Jacobsen: If we see some of the regulatory relief, especially related to the financial services industry, that could be a positive. We've seen bank stocks move quite a bit higher since the election and a lot of that was predicated on regulatory relief, as well as a steepening of the yield curve because of monetary policy becoming a little bit less accommodative.
But right now, it's in question as to what that regulatory relief might look like. For financials in general, in order for them to really push a lot higher from here, they're going to need to see reforms with Dodd-Frank.
Jacobsen (cont'd.): Again, it's all in the timing now. Is that going to be something that they do this year? Or is it going to be next year? It was one of the reasons I was somewhat disappointed that they prioritized health care reform over tax reform and regulatory relief, because the red meat that investors wanted was with tax reform and regulatory relief.
But the red meat that voters wanted was probably healthcare reform. The politicians have to pander to their particular audience.
ETF.com: Are there any particular sectors you like in the stock market over the others? And do you like large-, mid- or small-cap stocks better?
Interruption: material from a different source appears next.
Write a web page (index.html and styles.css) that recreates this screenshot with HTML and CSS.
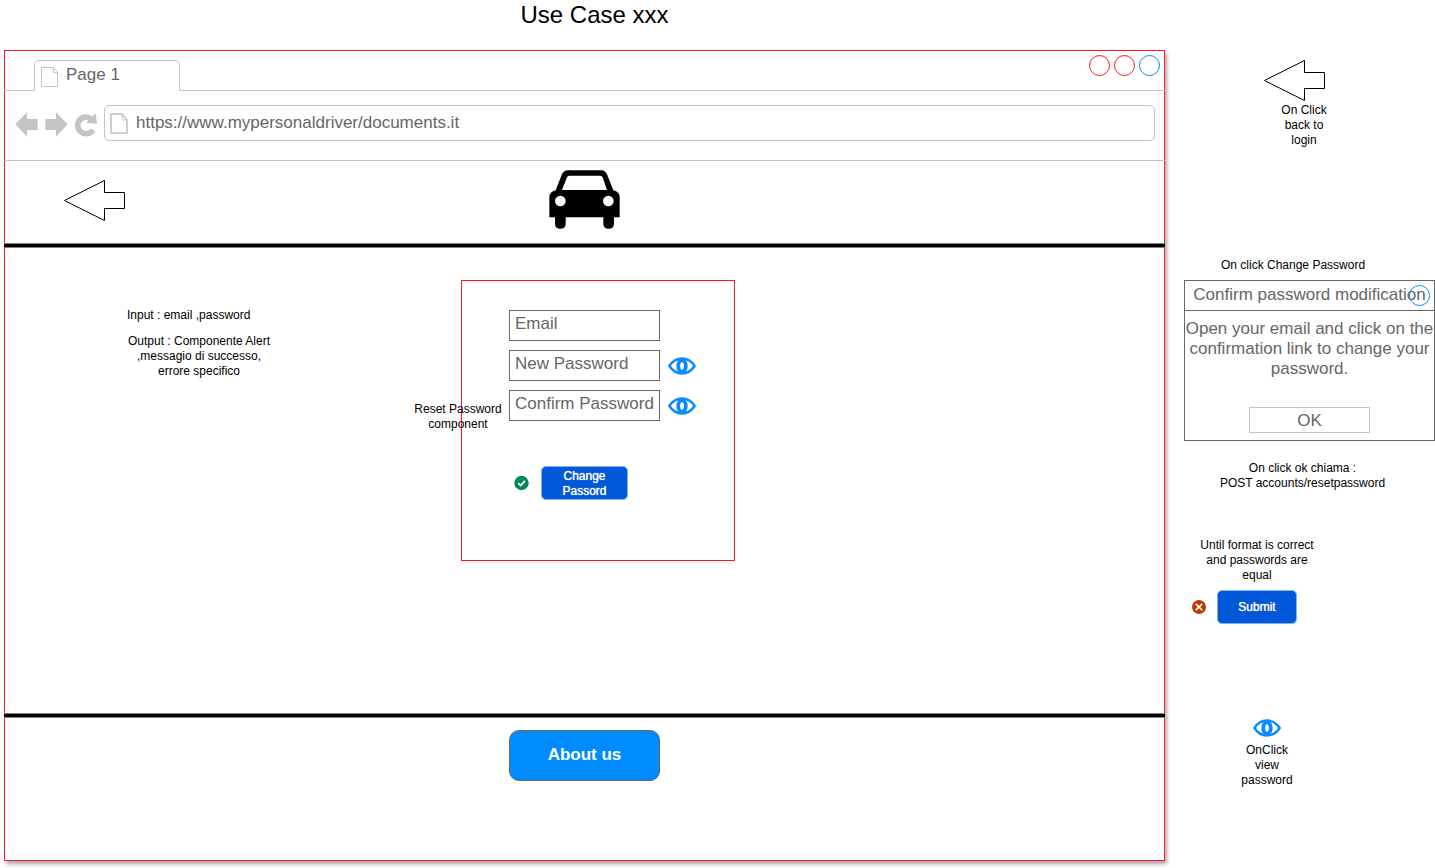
FILE: index.html
```html
<!DOCTYPE html>
<html lang="en">
<head>
<meta charset="utf-8">
<title>Use Case xxx</title>
<link rel="stylesheet" href="styles.css">
</head>
<body>
<svg class="defs" aria-hidden="true">
  <symbol id="eye" viewBox="0 0 81 51">
    <path d="M4 25.500Q18 4 40.500 4T77 25.500Q63 47 40.500 47T4 25.500Z" fill="#fff" stroke="#0a8aff" stroke-width="7"/>
    <ellipse cx="40.500" cy="25.500" rx="11" ry="16" fill="#fff" stroke="#0a8aff" stroke-width="11"/>
  </symbol>
  <symbol id="back" viewBox="0 0 61 41">
    <path d="M.5 20.500L40.500 .5V12.500H60.500V28.500H40.500V40.500Z" fill="#fff" stroke="#000"/>
  </symbol>
</svg>
<div class="page">
  <h1 class="title">Use Case xxx</h1>

  <div class="browser">
    <div class="tabs">
      <div class="tab">
        <svg width="17" height="20" viewBox="0 0 17 20" fill="none" stroke="#c4c4c4"><path d="M.5 .5H12.500L16.500 5.500V19.500H.5ZM12.500 .5V5.500H16.500"/></svg>
        <span>Page 1</span>
      </div>
      <div class="controls">
        <button class="dot dot-red" aria-label="Minimize"></button>
        <button class="dot dot-red" aria-label="Maximize"></button>
        <button class="dot dot-blue" aria-label="Close window"></button>
      </div>
    </div>
    <div class="toolbar">
      <button class="icon-button" aria-label="Back"><svg width="23" height="25" viewBox="0 0 69 75" fill="#c4c4c4"><path d="M1 37L36 1V21H68V54H36V74Z"/></svg></button>
      <button class="icon-button" aria-label="Forward"><svg width="23" height="25" viewBox="0 0 69 75" fill="#c4c4c4"><path d="M68 37L33 1V21H1V54H33V74Z"/></svg></button>
      <button class="icon-button" aria-label="Reload"><svg width="22" height="25" viewBox="0 0 66 75"><path d="M54 54A25 25 0 1 1 48 20" fill="none" stroke="#c4c4c4" stroke-width="17"/><path d="M62 4L66 36L33 32Z" fill="#c4c4c4"/></svg></button>
      <label class="address">
        <svg width="18" height="21" viewBox="0 0 18 21" fill="none" stroke="#cecece" stroke-width="2"><path d="M1 1H12L17 7V20H1Z"/><path d="M12 1V7H17" stroke-width="1"/></svg>
        <input class="address-input" type="text" aria-label="Address" value="https://www.mypersonaldriver/documents.it">
      </label>
    </div>

    <header class="site-header">
      <a class="back-link" href="#" aria-label="Back to login"><svg width="61" height="41"><use href="#back"/></svg></a>
      <svg width="71" height="59" viewBox="147 510 213 177" role="img" aria-label="Car">
        <path fill-rule="evenodd" d="M148 652V592Q148 575 167 571L185 525Q190 511 204 511H304Q317 511 322 525L340 571Q359 575 359 592V652H342V671Q342 686 326 686Q310 686 310 671V652H197V671Q197 686 181 686Q165 686 165 671V652ZM186 570H321L308 532Q306 527 300 527H208Q203 527 201 532ZM165 603A16 16 0 1 0 197 603A16 16 0 1 0 165 603M309 603A16 16 0 1 0 341 603A16 16 0 1 0 309 603"/>
      </svg>
    </header>
    <hr class="rule">

    <main class="content">
      <div class="notes">
        <p class="note note-left">Input : email ,password</p>
        <p class="note">Output : Componente Alert ,messagio di successo, errore specifico</p>
      </div>
      <form class="reset">
        <p class="note reset-label">Reset Password component</p>
        <div class="row"><input class="field" type="email" placeholder="Email" aria-label="Email"></div>
        <div class="row">
          <input class="field" type="password" placeholder="New Password" aria-label="New Password">
          <button class="icon-button" type="button" aria-label="View new password"><svg width="28" height="18"><use href="#eye"/></svg></button>
        </div>
        <div class="row">
          <input class="field" type="password" placeholder="Confirm Password" aria-label="Confirm Password">
          <button class="icon-button" type="button" aria-label="View confirmed password"><svg width="28" height="18"><use href="#eye"/></svg></button>
        </div>
        <div class="actions">
          <svg width="15" height="15" viewBox="0 0 15 15" role="img" aria-label="Valid"><circle cx="7.500" cy="7" r="7.200" fill="#00875a"/><path d="M4.200 7.200L6.700 9.500L11 4.800" fill="none" stroke="#fff" stroke-width="1.900"/></svg>
          <button class="primary primary-wide" type="button">Change Passord</button>
        </div>
      </form>
    </main>
    <hr class="rule">
    <footer class="site-footer"><button class="about">About us</button></footer>
  </div>

  <aside class="side">
    <svg class="side-arrow" width="61" height="41" aria-hidden="true"><use href="#back"/></svg>
    <p class="note back-note">On Click back to login</p>
    <p class="note change-note">On click Change Password</p>
    <section class="alert">
      <h2 class="alert-title">Confirm password modification</h2>
      <button class="dot dot-blue alert-close" aria-label="Close"></button>
      <div class="alert-body">
        <p class="alert-text">Open your email and click on the confirmation link to change your password.</p>
        <button class="ok">OK</button>
      </div>
    </section>
    <p class="note post-note">On click ok chiama :<br>POST accounts/resetpassword</p>
    <p class="note until-note">Until format is correct and passwords are equal</p>
    <div class="submit-row">
      <svg width="14" height="15" viewBox="0 0 14 15" role="img" aria-label="Invalid"><circle cx="7" cy="7" r="7" fill="#bf3600"/><path d="M3.800 3.800L10.200 10.200M10.200 3.800L3.800 10.200" stroke="#fff" stroke-width="1.700"/></svg>
      <button class="primary">Submit</button>
    </div>
    <svg class="side-eye" width="28" height="18" aria-hidden="true"><use href="#eye"/></svg>
    <p class="note view-note">OnClick view password</p>
  </aside>
</div>
</body>
</html>
```

FILE: styles.css
```css
* { box-sizing: border-box; }
body {
  margin: 0;
  background: #fff;
  font-family: "Liberation Sans", Arial, sans-serif;
  font-size: 17px;
  line-height: 20px;
  color: #666;
}
button, input { font: inherit; color: inherit; margin: 0; }
button { cursor: pointer; }
svg { display: block; flex: none; }
.defs { position: absolute; width: 0; height: 0; }

.page {
  display: grid;
  grid-template-columns: minmax(0, 1fr) 251px;
  column-gap: 19px;
  padding: 0 0 7px 4px;
}
.title {
  margin: 0;
  padding: 0 0 20px 20px;
  grid-row: 1;
  font-size: 24px;
  font-weight: 400;
  line-height: 30px;
  color: #000;
  text-align: center;
}

.browser {
  grid-row: 2;
  border: 1px solid #ff1522;
  background: #fff;
  box-shadow: 2px 3px 4px rgba(0, 0, 0, 0.35);
}
.tabs {
  display: flex;
  justify-content: space-between;
  margin: 0 -1px;
  padding: 4px 5px 0 30px;
  border-bottom: 1px solid #c4c4c4;
}
.tab {
  display: flex;
  gap: 8px;
  width: 146px;
  height: 31px;
  margin: 5px 0 -1px;
  padding: 6px;
  border: 1px solid #c4c4c4;
  border-bottom: 0;
  border-radius: 5px 5px 0 0;
  background: #fff;
  line-height: 15px;
}
.controls { display: flex; gap: 4px; }
.dot {
  width: 21px;
  height: 21px;
  padding: 0;
  border: 1px solid;
  border-radius: 50%;
  background: none;
}
.dot-red { border-color: #ff1522; }
.dot-blue { border-color: #008cff; }

.toolbar {
  display: flex;
  align-items: center;
  gap: 7px;
  margin: 0 -1px;
  padding: 14px 10px 19px 11px;
  border-bottom: 1px solid #c4c4c4;
}
.icon-button { padding: 0; border: 0; background: none; }
.toolbar .icon-button { padding-top: 2px; }
.address {
  flex: 1;
  display: flex;
  align-items: center;
  gap: 8px;
  height: 36px;
  padding: 0 5px;
  border: 1px solid #c4c4c4;
  border-radius: 5px;
}
.address-input {
  flex: 1;
  min-width: 0;
  padding: 0;
  border: 0;
  background: none;
}

.site-header {
  display: grid;
  grid-template-columns: 1fr auto 1fr;
  align-items: center;
  padding: 9px 0 14px;
}
.back-link { justify-self: start; margin: 2px 0 0 59px; }
.rule {
  height: 5px;
  margin: 0 -1px;
  border: solid #808080;
  border-width: 1px 0;
  background: #000;
}

.content {
  display: grid;
  grid-template-columns: 1fr 274px 1fr;
  align-items: start;
  padding: 32px 0 152px 27px;
}
.note {
  margin: 0;
  font-size: 12px;
  line-height: 15px;
  text-align: center;
  color: #000;
}
.notes {
  display: grid;
  gap: 11px;
  width: 144px;
  margin-left: 95px;
  padding-top: 28px;
}
.note-left { text-align: left; }
.reset {
  position: relative;
  display: grid;
  gap: 9px;
  padding: 29px 0 60px 47px;
  border: 1px solid #ff1522;
}
.reset-label {
  position: absolute;
  top: 121px;
  left: -48px;
  width: 88px;
}
.row { display: flex; align-items: center; gap: 8px; }
.field {
  width: 151px;
  height: 31px;
  padding: 0 0 4px 5px;
  border: 1px solid #666;
  background: #fff;
}
.field::placeholder { color: #666; opacity: 1; }
.actions {
  display: flex;
  align-items: center;
  gap: 12px;
  padding: 36px 0 0 5px;
}
.primary {
  width: 80px;
  height: 34px;
  padding: 1px 12px 0;
  border: 1px solid #7fb0f2;
  border-radius: 5px;
  background: #0057d8;
  color: #fff;
  font-size: 12px;
  line-height: 15px;
  text-shadow: 0 0 1px #fff;
}
.primary-wide { width: 87px; }
.site-footer {
  display: flex;
  justify-content: center;
  padding: 12px 0 79px;
}
.about {
  width: 151px;
  height: 51px;
  padding: 0 0 2px;
  border: 1px solid #666;
  border-radius: 10px;
  background: #008cff;
  color: #fff;
  font-weight: 700;
}

.side { grid-row: 2; grid-column: 2; padding-top: 10px; }
.side-arrow { margin-left: 80px; }
.back-note { width: 48px; margin: 2px 0 0 96px; }
.change-note { margin: 110px 0 0 37px; text-align: left; }
.alert {
  position: relative;
  margin-top: 7px;
  border: 1px solid #666;
  text-align: center;
}
.alert-title {
  margin: 0;
  padding: 4px 0 5px;
  border-bottom: 1px solid #666;
  font-size: 17px;
  font-weight: 400;
}
.alert-close { position: absolute; top: 4px; right: 4px; }
.alert-body { padding: 8px 0 7px; }
.alert-text { margin: 0 0 28px; }
.ok {
  width: 121px;
  height: 26px;
  padding: 1px 0 0;
  border: 1px solid #c4c4c4;
  background: #fff;
}
.post-note { width: 167px; margin: 20px 0 0 35px; }
.until-note { width: 120px; margin: 47px 0 0 13px; }
.submit-row {
  display: flex;
  align-items: center;
  gap: 11px;
  margin: 7px 0 0 8px;
}
.side-eye { margin: 95px 0 0 69px; }
.view-note { width: 56px; margin: 6px 0 0 55px; }
```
Jacobsen: As far as the specific sectors, leaning cyclical still makes sense. I tend to favor consumer discretionary, industrials and information technology. I also like financials, because they tend to do well when the economy is doing better.
In terms of the capitalization, the sweet spot is in the midcap space. Even though valuations might not matter that much in the near term, valuations for small-caps are a little bit more stretched than what we're seeing in the midcap or in the large-cap space.
Just to build in a margin of safety, I'd much prefer to look at the midcaps. Plus when it comes to benefiting from corporate tax reform, you need to have profits to benefit from lower tax on profits. Only about two-thirds of small-cap stocks are profitable, whereas with midcaps, you get closer to 80%. So I think midcaps are perhaps in the sweet spot to benefit from any sort of move that we see on tax reform.